Run the program, then try moving around and see how the numbers change. What happens to the confidence level when the keypoint is not in view of the camera?
Code (Mark Keypoints)
In this example, we'll mark out the position of the keypoints on screen. This is great for visualizing the Movenet results, but it is not strictly necessary if you just need to control a robot or drone.
import tensorflow as tf
import tensorflow_hub as hub
import cv2
import numpy as np
model = hub.load('movenet_singlepose_thunder_4')
movenet = model.signatures['serving_default']
cap = cv2.VideoCapture(0)
success, img = cap.read()
h, w, _ = img.shape
while success:
tf_img = cv2.resize(img, (256,256))
tf_img = cv2.cvtColor(tf_img, cv2.COLOR_BGR2RGB)

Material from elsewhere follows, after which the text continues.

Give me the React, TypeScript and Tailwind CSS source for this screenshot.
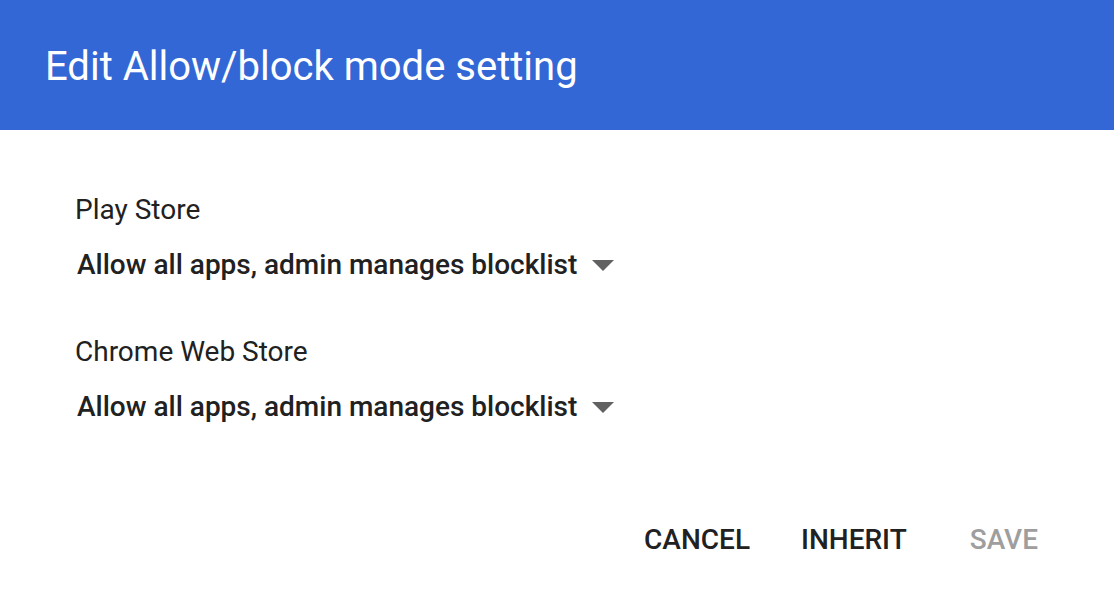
export default function App() {
  return (
    <div className="w-[1114px] h-[608px] bg-white overflow-hidden" style={{ fontFamily: "Roboto, 'Noto Sans', sans-serif" }}>
      <div className="h-[130px] bg-[#3367d6] flex items-center px-[45px] pt-[3px]">
        <h1 className="text-white text-[40px] leading-none font-normal">Edit Allow/block mode setting</h1>
      </div>

      <div className="pl-[75px] pt-[64px]">
        <div className="flex flex-col items-start">
          <label className="text-[28px] leading-[32px] text-[#212121]">Play Store</label>
          <button className="mt-[23px] ml-[2px] flex items-center gap-[15px] text-[28px] leading-[32px] font-medium text-[#212121]">
            <span>Allow all apps, admin manages blocklist</span>
            <span className="w-0 h-0 border-l-[11px] border-r-[11px] border-t-[11px] border-l-transparent border-r-transparent border-t-[#616161]" />
          </button>
        </div>

        <div className="flex flex-col items-start mt-[55px]">
          <label className="text-[28px] leading-[32px] text-[#212121]">Chrome Web Store</label>
          <button className="mt-[23px] ml-[2px] flex items-center gap-[15px] text-[28px] leading-[32px] font-medium text-[#212121]">
            <span>Allow all apps, admin manages blocklist</span>
            <span className="w-0 h-0 border-l-[11px] border-r-[11px] border-t-[11px] border-l-transparent border-r-transparent border-t-[#616161]" />
          </button>
        </div>
      </div>

      <div className="flex justify-end items-center pr-[76px] mt-[101px] gap-[51px] text-[28px] leading-[32px] font-medium">
        <button className="text-[#212121]">CANCEL</button>
        <button className="text-[#212121]">INHERIT</button>
        <button className="text-[#9e9e9e] ml-[12px]">SAVE</button>
      </div>
    </div>
  );
}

tf_img = np.asarray(tf_img)
image = np.expand_dims(tf_img,axis=0)
image = tf.cast(image, dtype=tf.int32)
outputs = movenet(image)
keypoints = outputs['output_0']
for k in keypoints[0,0,:,:]:
if k[2] > 0.3:
yc = int(k[0] * h)
xc = int(k[1] * w)
img = cv2.circle(img, (xc, yc), 2, (0, 255, 0), 5)
cv2.imshow('Movenet', img)
if cv2.waitKey(1) == ord("q"):
break
success, img = cap.read()
cap.release()
h, w, _ = img.shape : Get the height and width of the original image.
for k in keypoints[0,0,:,:]: : Iterates through the 17 keypoints.
if k[2] > 0.3: : Check if the confidence level is greater than 0.3; if it's too low, it may be a false result. You can change this threshold to suit your needs.
yc = int(k[0] * h) : Multiply normalized (0 to 1.0) y coordinate of the keypoint by the height of the image to get it's y position.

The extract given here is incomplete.